How many points am I allowed on my driving licence?
In the UK, the majority of driving offences result in punishments consisting of fines and penalty points. Most offences have a fixed number of penalty points, which you can find on the Gov.uk website, however points for some offences may be determined in court and will depend on the circumstances of both the driving offence and the defendant. Here we will provide a guide to penalty points and their implications on your future as a driver.
How do penalty points work?
Each driving offence has a special code and is given penalty points on a scale from two to ten. The more serious the offence is, the more points you will receive.
In some cases immediate disqualification is mandatory. If you are caught committing a driving offence, such as driving using a hand held mobile phone you will need to hand over your licence to the police, a fixed penalty office or when you appear in court.
The penalty points will be put on your driver record and written on the counterpart document of your driving licence. The points on your licence will be effective for three years from the date of conviction and remain there for a minimum of four years.
After four years have passed since your Fixed Penalty Notice was served, you will be able to apply to the DVLA to have the points removed from your licence. If you commit a serious driving offence, the points can remain on your licence for up to eleven years.
Penalty points for new and experienced drivers
If you have held a full driving licence for more than two years, you can accumulate up to twelve penalty points in any three year period before being banned from driving. If however you have held a full driving licence for less than two years and accumulate six penalty points, your licence may be revoked under The New Drivers Act.
If you have accumulated the maximum number of points (outlined above) via several completely separate offences or you commit a serious offence that is deemed worth twelve points or more then you may be disqualified from driving.
The time you are disqualified for will be dependent on the seriousness of your offences. If you are disqualified for less than fifty six days (for speeding or a similar offence) your licence will be returned to you at the end of the disqualification period and will be deemed valid, without any further testing.
If you have totted up twelve penalty points in any three year period, disqualification is mandatory. There are however some exemptions, which may lead to you retaining your driving licence. For this, you will require legal representation in court and must be able to justify a submission of exceptional hardship.

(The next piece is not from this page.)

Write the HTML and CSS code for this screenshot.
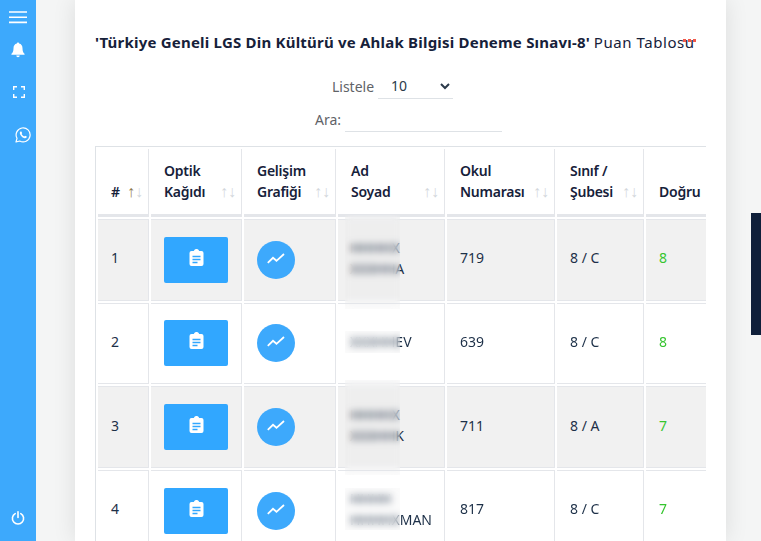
FILE: index.html
```html
<!DOCTYPE html>
<html lang="tr">
<head>
<meta charset="utf-8">
<title>Puan Tablosu</title>
<link rel="stylesheet" href="styles.css">
</head>
<body>
<div class="page">
  <nav class="sidebar">
    <div class="side-top">
      <svg class="ic burger" width="18" height="13" viewBox="0 0 18 13"><path d="M0 1h18M0 6.200h18M0 11.400h18" stroke="#fff" stroke-width="1.600"/></svg>
      <svg class="ic bell" width="14" height="16" viewBox="0 0 14 16"><path d="M7 0.500c-.7 0-1.100.5-1.100 1.100C3.600 2.100 2.500 4 2.500 6.200c0 3-.8 4.400-2 5.600-.3.4-.1 1 .5 1h12c.6 0 .8-.6.5-1-1.200-1.200-2-2.600-2-5.600 0-2.200-1.100-4.100-3.400-4.600C8.100 1 7.700.5 7 .5zM5.300 13.600c0 .9.8 1.700 1.700 1.700s1.700-.8 1.700-1.700z" fill="#fff"/></svg>
      <svg class="ic full" width="12" height="12" viewBox="0 0 12 12"><path d="M.7 4V.7H4M8 .7h3.300V4M11.300 8v3.300H8M4 11.300H.7V8" fill="none" stroke="#fff" stroke-width="1.400"/></svg>
      <svg class="ic wa" width="16" height="16" viewBox="0 0 16 16"><path d="M1 15l1-3.700A7 7 0 1 1 4.700 14z" fill="none" stroke="#fff" stroke-width="1.200" stroke-linejoin="round"/><path d="M5.500 4.500c-.8.600-.9 1.700-.3 3 .7 1.500 2 2.900 3.700 3.600 1.300.5 2.200.2 2.700-.6l.2-.9-1.800-.9-.8.900c-1-.4-2-1.300-2.600-2.500l.6-.8-.8-1.900z" fill="#fff"/></svg>
    </div>
    <svg class="ic power" width="14" height="14" viewBox="0 0 14 14"><path d="M4.200 2.600a5.600 5.600 0 1 0 5.600 0M7 .8v5.700" fill="none" stroke="#fff" stroke-width="1.600" stroke-linecap="round"/></svg>
  </nav>
  <main class="content">
    <section class="card">
      <h1 class="title"><b>'Türkiye Geneli LGS Din Kültürü ve Ahlak Bilgisi Deneme Sınavı-8'</b> <span class="title-rest">Puan Tablosu</span><span class="red-mark"></span></h1>
      <div class="filter filter-len">
        <label class="lbl">Listele</label>
        <select class="sel"><option>10</option></select>
      </div>
      <div class="filter filter-search">
        <label class="lbl">Ara:</label>
        <span class="inp"></span>
      </div>
      <div class="table-wrap">
        <table class="tbl">
          <colgroup>
            <col class="c1"><col class="c2"><col class="c3"><col class="c4"><col class="c5"><col class="c6"><col class="c7">
          </colgroup>
          <thead>
            <tr>
              <th><div class="th-in"><span>#</span><span class="sort sort-on"><i>↑</i><i>↓</i></span></div></th>
              <th><div class="th-in"><span>Optik<br>Kağıdı</span><span class="sort"><i>↑</i><i>↓</i></span></div></th>
              <th><div class="th-in"><span>Gelişim<br>Grafiği</span><span class="sort"><i>↑</i><i>↓</i></span></div></th>
              <th><div class="th-in"><span>Ad<br>Soyad</span><span class="sort"><i>↑</i><i>↓</i></span></div></th>
              <th><div class="th-in"><span>Okul<br>Numarası</span><span class="sort"><i>↑</i><i>↓</i></span></div></th>
              <th><div class="th-in"><span>Sınıf /<br>Şubesi</span><span class="sort"><i>↑</i><i>↓</i></span></div></th>
              <th><div class="th-in"><span>Doğru</span></div></th>
            </tr>
          </thead>
          <tbody>
            <tr class="odd">
              <td>1</td>
              <td class="cell-btn"><span class="btn-opt"><svg width="15" height="17" viewBox="0 0 14 17"><path d="M2 2h2.300a2.800 2.800 0 0 1 5.400 0H12a2 2 0 0 1 2 2v11a2 2 0 0 1-2 2H2a2 2 0 0 1-2-2V4a2 2 0 0 1 2-2z" fill="#fff"/><path d="M3 7.500h8M3 10.500h8M3 13.500h5" stroke="#31a7ff" stroke-width="1.300"/></svg></span></td>
              <td class="cell-btn"><span class="btn-chart"><svg width="18" height="11" viewBox="0 0 18 11"><path d="M.8 9.800 6 4.800l3.500 3L17 1" fill="none" stroke="#fff" stroke-width="1.800"/></svg></span></td>
              <td class="name-cell">HHHHX<br>XXXHHA<span class="blur blur-a"></span></td>
              <td>719</td><td>8 / C</td><td class="ok">8</td>
            </tr>
            <tr>
              <td>2</td>
              <td class="cell-btn"><span class="btn-opt"><svg width="15" height="17" viewBox="0 0 14 17"><path d="M2 2h2.300a2.800 2.800 0 0 1 5.400 0H12a2 2 0 0 1 2 2v11a2 2 0 0 1-2 2H2a2 2 0 0 1-2-2V4a2 2 0 0 1 2-2z" fill="#fff"/><path d="M3 7.500h8M3 10.500h8M3 13.500h5" stroke="#31a7ff" stroke-width="1.300"/></svg></span></td>
              <td class="cell-btn"><span class="btn-chart"><svg width="18" height="11" viewBox="0 0 18 11"><path d="M.8 9.800 6 4.800l3.500 3L17 1" fill="none" stroke="#fff" stroke-width="1.800"/></svg></span></td>
              <td class="name-cell">XXXHHEV<span class="blur blur-b"></span></td>
              <td>639</td><td>8 / C</td><td class="ok">8</td>
            </tr>
            <tr class="odd">
              <td>3</td>
              <td class="cell-btn"><span class="btn-opt"><svg width="15" height="17" viewBox="0 0 14 17"><path d="M2 2h2.300a2.800 2.800 0 0 1 5.400 0H12a2 2 0 0 1 2 2v11a2 2 0 0 1-2 2H2a2 2 0 0 1-2-2V4a2 2 0 0 1 2-2z" fill="#fff"/><path d="M3 7.500h8M3 10.500h8M3 13.500h5" stroke="#31a7ff" stroke-width="1.300"/></svg></span></td>
              <td class="cell-btn"><span class="btn-chart"><svg width="18" height="11" viewBox="0 0 18 11"><path d="M.8 9.800 6 4.800l3.500 3L17 1" fill="none" stroke="#fff" stroke-width="1.800"/></svg></span></td>
              <td class="name-cell">HHHHX<br>XXXHHK<span class="blur blur-d"></span></td>
              <td>711</td><td>8 / A</td><td class="ok">7</td>
            </tr>
            <tr>
              <td>4</td>
              <td class="cell-btn"><span class="btn-opt"><svg width="15" height="17" viewBox="0 0 14 17"><path d="M2 2h2.300a2.800 2.800 0 0 1 5.400 0H12a2 2 0 0 1 2 2v11a2 2 0 0 1-2 2H2a2 2 0 0 1-2-2V4a2 2 0 0 1 2-2z" fill="#fff"/><path d="M3 7.500h8M3 10.500h8M3 13.500h5" stroke="#31a7ff" stroke-width="1.300"/></svg></span></td>
              <td class="cell-btn"><span class="btn-chart"><svg width="18" height="11" viewBox="0 0 18 11"><path d="M.8 9.800 6 4.800l3.500 3L17 1" fill="none" stroke="#fff" stroke-width="1.800"/></svg></span></td>
              <td class="name-cell">HHHH<br>HHHHXMAN<span class="blur blur-c"></span></td>
              <td>817</td><td>8 / C</td><td class="ok">7</td>
            </tr>
          </tbody>
        </table>
      </div>
    </section>
    <div class="side-block"></div>
  </main>
</div>
</body>
</html>
```
FILE: styles.css
```css
* { box-sizing: border-box; }
html, body { margin: 0; height: 100%; overflow: hidden; }
body { font-family: "Noto Sans", "Open Sans", sans-serif; color: #0f2036; background: #f4f5f5; }
.page { display: flex; height: 541px; width: 761px; overflow: hidden; }
.sidebar { width: 36px; flex: none; background: #3da9fc; display: flex; flex-direction: column; justify-content: space-between; align-items: center; padding: 11px 0 16px; }
.side-top { display: flex; flex-direction: column; align-items: center; }
.ic { display: block; }
.burger { margin-bottom: 18px; }
.bell { margin-bottom: 28px; }
.full { margin-bottom: 29px; margin-left: 1px; }
.wa { margin-left: 9px; }
.content { flex: 1; position: relative; padding: 0 35px 0 39px; }
.card { width: 651px; height: 541px; background: #fff; padding: 33px 20px 0; box-shadow: 0 0 22px rgba(0, 0, 0, .1); overflow: hidden; }
.title { margin: 0; font-size: 15px; font-weight: 400; line-height: 18px; color: #16213a; white-space: nowrap; position: relative; }
.title b { font-weight: 700; letter-spacing: .21px; }
.title-rest { letter-spacing: .55px; }
.red-mark { position: absolute; left: 588px; top: 6px; width: 13px; border-top: 3px dotted #f0584a; }
.filter { display: flex; align-items: center; justify-content: center; }
.filter-len { margin-top: 22px; height: 26px; padding-right: 16px; }
.filter-search { margin-top: 7px; height: 26px; padding-left: 16px; }
.lbl { font-size: 14px; color: #5f6368; margin-right: 4px; }
.sel { width: 75px; height: 26px; font: 14px "Noto Sans", sans-serif; color: #2b3a4a; border: 0; border-bottom: 1px solid #dee2e6; background: #fff; padding-left: 9px; outline: 0; }
.inp { width: 157px; height: 26px; border-bottom: 1px solid #dee2e6; display: block; }
.table-wrap { margin-top: 14px; width: 611px; overflow: hidden; }
.tbl { table-layout: fixed; width: 613px; border-collapse: separate; border-spacing: 2px; border: 1px solid #dee2e6; border-width: 1px 0 0 1px; font-size: 14px; }
.c1 { width: 51px; } .c2 { width: 91px; } .c3 { width: 92px; } .c4 { width: 107px; } .c5 { width: 108px; } .c6 { width: 87px; } .c7 { width: 60px; }
th { height: 68px; padding: 0 0 12px 13px; text-align: left; vertical-align: bottom; font-weight: 600; letter-spacing: -.25px; color: #16213a; line-height: 21px; border: 1px solid #e4e6ea; border-width: 0 1px 3px 0; }
th:last-child { border-right: 0; }
.th-in { display: flex; align-items: flex-end; justify-content: space-between; padding-right: 5px; }
.sort { display: flex; font-family: "Liberation Sans", sans-serif; font-size: 16px; font-weight: 400; color: #d3d7dc; line-height: 20px; letter-spacing: 0; }
.sort i { font-style: normal; display: flex; justify-content: center; width: 8px; }
.sort-on i:first-child { color: #8f7a50; }
td { height: 81.67px; padding: 0 0 4px 13px; vertical-align: middle; border: 1px solid #e4e6ea; border-width: 1px 1px 1px 0; color: #1d3048; line-height: 21px; position: relative; }
td:last-child { border-right: 0; }
.cell-btn { padding-bottom: 0; }
.odd td { background: #f1f1f1; }
.ok { color: #36c52f; }
.btn-opt { display: flex; width: 64px; height: 46px; border-radius: 2px; background: #31a7ff; align-items: center; justify-content: center; padding-bottom: 5px; }
.btn-chart { display: flex; width: 38px; height: 38px; border-radius: 50%; background: #3da9fc; align-items: center; justify-content: center; padding-bottom: 3px; }
.name-cell { padding-left: 12px; }
.blur { position: absolute; left: 7px; width: 55px; backdrop-filter: blur(3.500px); background: rgba(225, 225, 225, .12); }
.blur-a { top: -5px; height: 94px; }
.blur-b { top: 27px; height: 22px; }
.blur-c { top: 17px; height: 42px; }
.blur-d { top: -7px; height: 95px; }
.side-block { position: absolute; right: 0; top: 213px; width: 10px; height: 122px; background: #0f1f3a; }
```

Some individuals are able to retain their driving licences in the case of disqualification through proving exceptional hardship. There is no statutory definition of exceptional hardship, with conclusions being based on individual circumstances in court.
In order to prove exceptional hardship, the consequences of you being banned from driving must be beyond what would be reasonable foreseeable. For example, whilst loss of job would not automatically be deemed as an exceptional hardship, the implications that arise from the loss of employment may amount to it.
Defendants are required to present their case in court and will require legal representation. See this article by Motor Lawyers for more information.
Impact on car insurance
If you have a motoring conviction, insurers will see you as being a higher risk driver. This will usually result in more expensive car insurance quotes. According to this article by Go Compare, how much your premium will increase by will depend on your insurance company’s conviction policy, the type of conviction, the type of vehicle and your age
Alternatives to penalty points
In many areas of the UK, driving awareness courses can be taken in exchange for receiving penalty points for motoring offences. These courses are designed to educate drivers in hope that they will not make the same mistake again, rather than punishing them.
If you are eligible to attend a speed awareness course or red light camera course you will be invited via a letter from the police.
Courses are usually expensive (in the region of £60.00 to £90.00) so either way, committing a driving offence is going to cost you money that you could avoid paying, by simply taking a little extra care on the roads.